See how KenIoT handles edge and cloud intelligence
Explore KenIoT →
Choosing the Right Architecture
When evaluating architecture options for an IoT deployment, work through these questions systematically:
- What is the maximum tolerable response latency for each use case? Safety-critical actuations demand edge processing. Trend analysis can tolerate minutes or hours of delay.
- What is the available uplink bandwidth at each site, and what does it cost? Calculate the data volume your sensors generate before assuming cloud connectivity is practical.
- What are your data residency and compliance obligations? Map your regulatory requirements before designing data flows.
- What is the physical environment? Harsh conditions (extreme temperatures, vibration, dust) may limit edge hardware options and require ruggedized deployments.
- How frequently will your AI models be updated?

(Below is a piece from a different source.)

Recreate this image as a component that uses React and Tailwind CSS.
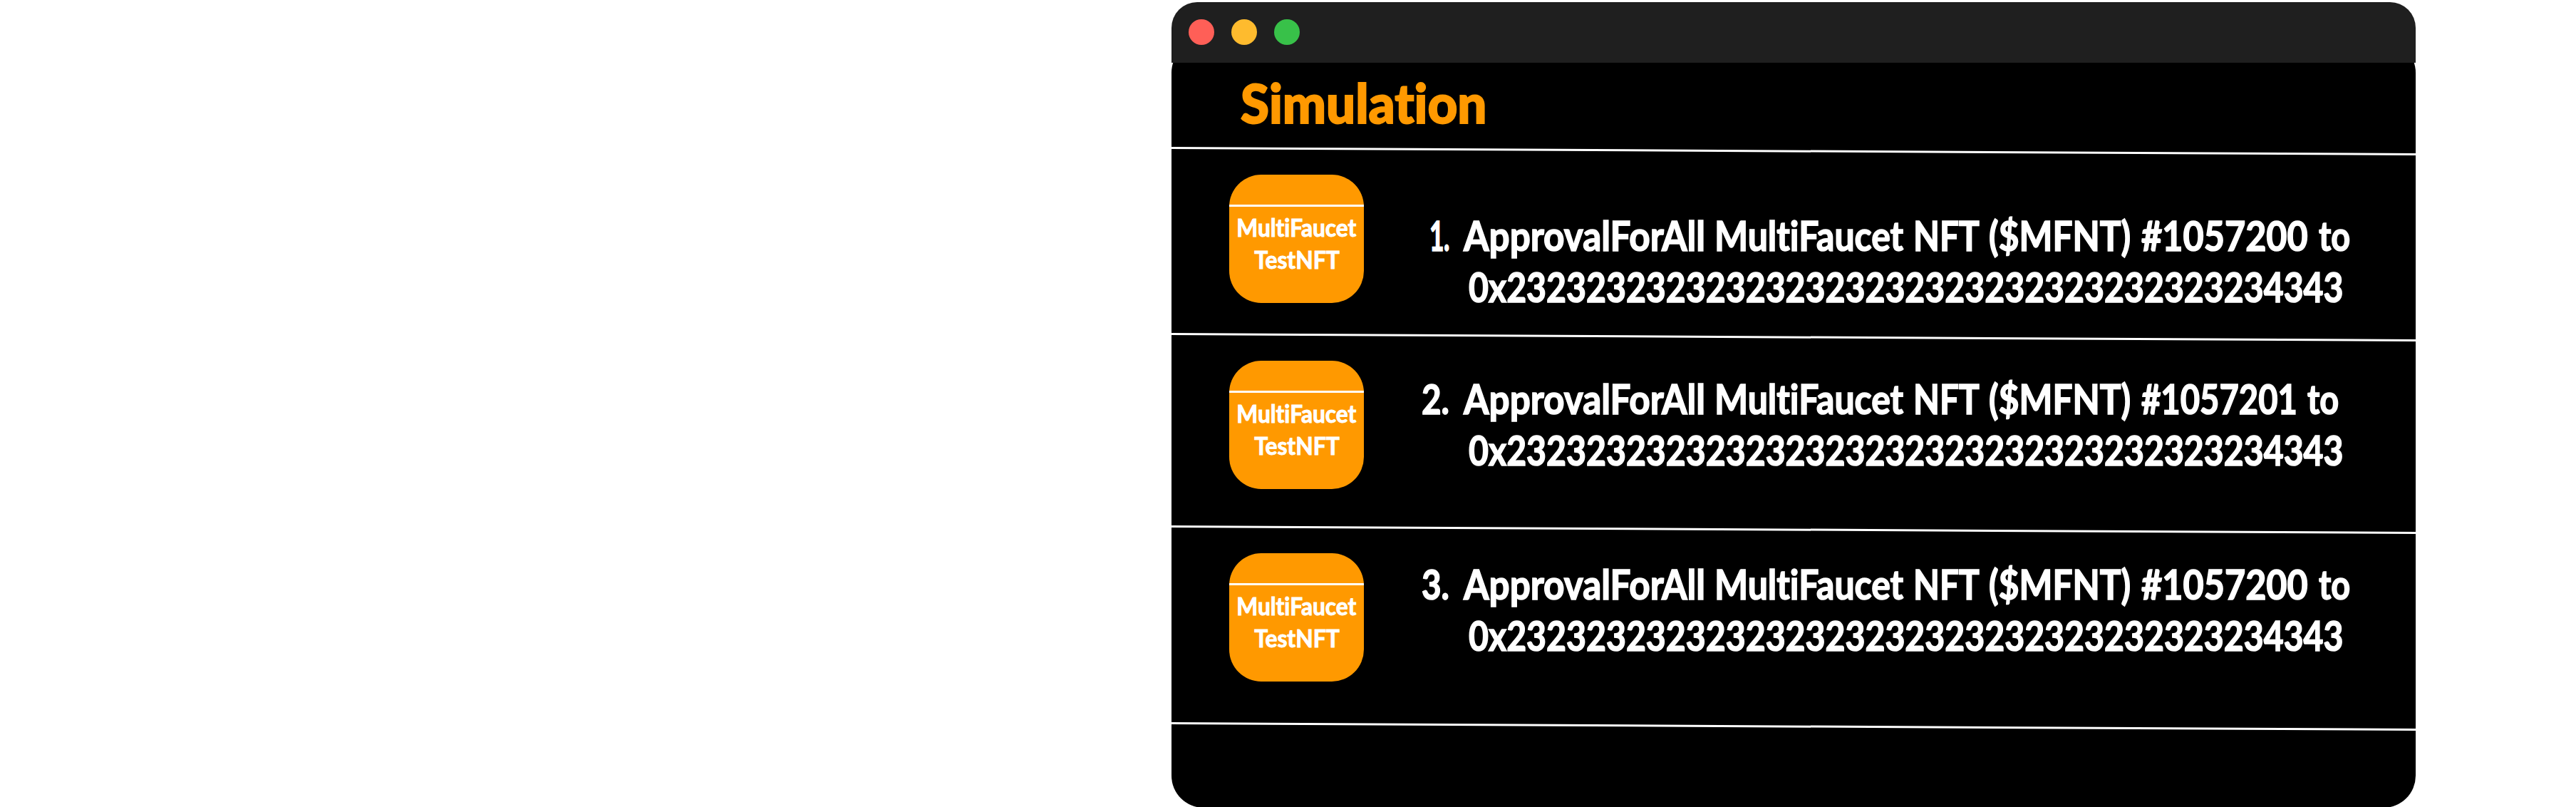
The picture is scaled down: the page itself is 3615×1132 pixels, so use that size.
import React from "react";

const ADDRESS = "0x232323232323232323232323232323232323234343";

const ITEMS = [
  {
    num: "1.",
    numClass: "ml-[2px] scale-x-[0.62] tracking-[-1px]",
    id: "#1057200",
    idClass: "w-[249px]",
    idScale: "scale-x-[0.884]",
    rowClass: "h-[258px]",
    tileClass: "mt-[32px]",
    textClass: "mt-[81px]",
  },
  {
    num: "2.",
    numClass: "-ml-[9px] scale-x-[0.835]",
    id: "#1057201",
    idClass: "w-[233px]",
    idScale: "scale-x-[0.828]",
    rowClass: "h-[267px]",
    tileClass: "mt-[32px]",
    textClass: "mt-[49px]",
  },
  {
    num: "3.",
    numClass: "-ml-[9px] scale-x-[0.835]",
    id: "#1057200",
    idClass: "w-[249px]",
    idScale: "scale-x-[0.884]",
    rowClass: "h-[273px]",
    tileClass: "mt-[32px]",
    textClass: "mt-[39px]",
  },
];

function Divider() {
  return <div className="h-[3px] w-full shrink-0 translate-y-[0.5px] skew-y-[0.295deg] bg-white" />;
}

function Word({ box, scale, children }) {
  return (
    <span className={"block shrink-0 " + box}>
      <span className={"block w-max origin-left " + scale}>{children}</span>
    </span>
  );
}

function Tile({ className }) {
  return (
    <div
      className={
        "ml-[81px] h-[180px] w-[189px] shrink-0 overflow-hidden rounded-[45px] bg-[#ff9900] text-[34px] leading-[45px] font-bold [-webkit-text-stroke:1px_white] " +
        className
      }
    >
      <div className="mt-[42px] h-[3px] bg-white" />
      <div className="mt-[6px] flex flex-col items-center">
        <span className="block w-max scale-x-[0.93]">MultiFaucet</span>
        <span className="block w-max scale-x-[0.935]">TestNFT</span>
      </div>
    </div>
  );
}

function Item({ item }) {
  return (
    <div className={"flex shrink-0 items-start " + item.rowClass}>
      <Tile className={item.tileClass} />
      <div
        className={
          "ml-[90px] text-[57px] leading-[72px] font-bold whitespace-nowrap [-webkit-text-stroke:1.6px_white] " +
          item.textClass
        }
      >
        <div className="flex">
          <Word box="w-[50px]" scale={item.numClass}>{item.num}</Word>
          <Word box="w-[352px]" scale="scale-x-[0.899]">ApprovalForAll</Word>
          <Word box="w-[279px]" scale="scale-x-[0.876]">MultiFaucet</Word>
          <Word box="w-[106px]" scale="scale-x-[0.841]">NFT</Word>
          <Word box="w-[213.5px]" scale="scale-x-[0.8715]">($MFNT)</Word>
          <Word box={item.idClass} scale={item.idScale}>{item.id}</Word>
          <Word box="w-[46px]" scale="scale-x-[0.822]">to</Word>
        </div>
        <div className="ml-[57px] w-max origin-left scale-x-[0.8458]">{ADDRESS}</div>
      </div>
    </div>
  );
}

export default function App() {
  return (
    <div className="h-[1132px] w-[3615px] overflow-hidden bg-white pt-[3px] pl-[1644px] font-[Lato,sans-serif] text-white [font-variant-ligatures:none]">
      <div className="relative z-10 flex h-[85px] w-[1746px] items-start gap-6 rounded-t-[36px] bg-[#1f1f1f] pt-[24px] pl-[24px]">
        <span className="size-9 rounded-full bg-[#ff5f57]" />
        <span className="size-9 rounded-full bg-[#febb2e]" />
        <span className="size-9 rounded-full bg-[#38c149]" />
      </div>
      <div className="-mt-[31px] flex h-[1076px] w-[1746px] flex-col overflow-hidden rounded-[45px] bg-black pt-[31px]">
        <div className="h-[122px] shrink-0">
          <h1 className="ml-[97px] w-max origin-left scale-x-[0.955] pt-[11px] text-[76px] leading-[90px] font-black text-[#ff9900] [-webkit-text-stroke:2px_#ff9900]">
            Simulation
          </h1>
        </div>
        <Divider />
        {ITEMS.map((item) => (
          <React.Fragment key={item.num}>
            <Item item={item} />
            <Divider />
          </React.Fragment>
        ))}
      </div>
    </div>
  );
}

Frequent model iteration favours cloud-first approaches with managed edge deployment pipelines.
- What is your long-term scale? A deployment of 50 sensors has different economics from one of 50,000; the cost of edge hardware per node must be weighed against ongoing cloud data transfer and compute costs at scale.
The most successful IoT deployments treat edge and cloud as complementary rather than competing. Starting with a clear classification of your workloads — immediate versus analytical, local versus fleet-wide, latency-sensitive versus throughput-sensitive — provides the framework to assign each workload to the right tier and build an architecture that performs and scales reliably over years of operation.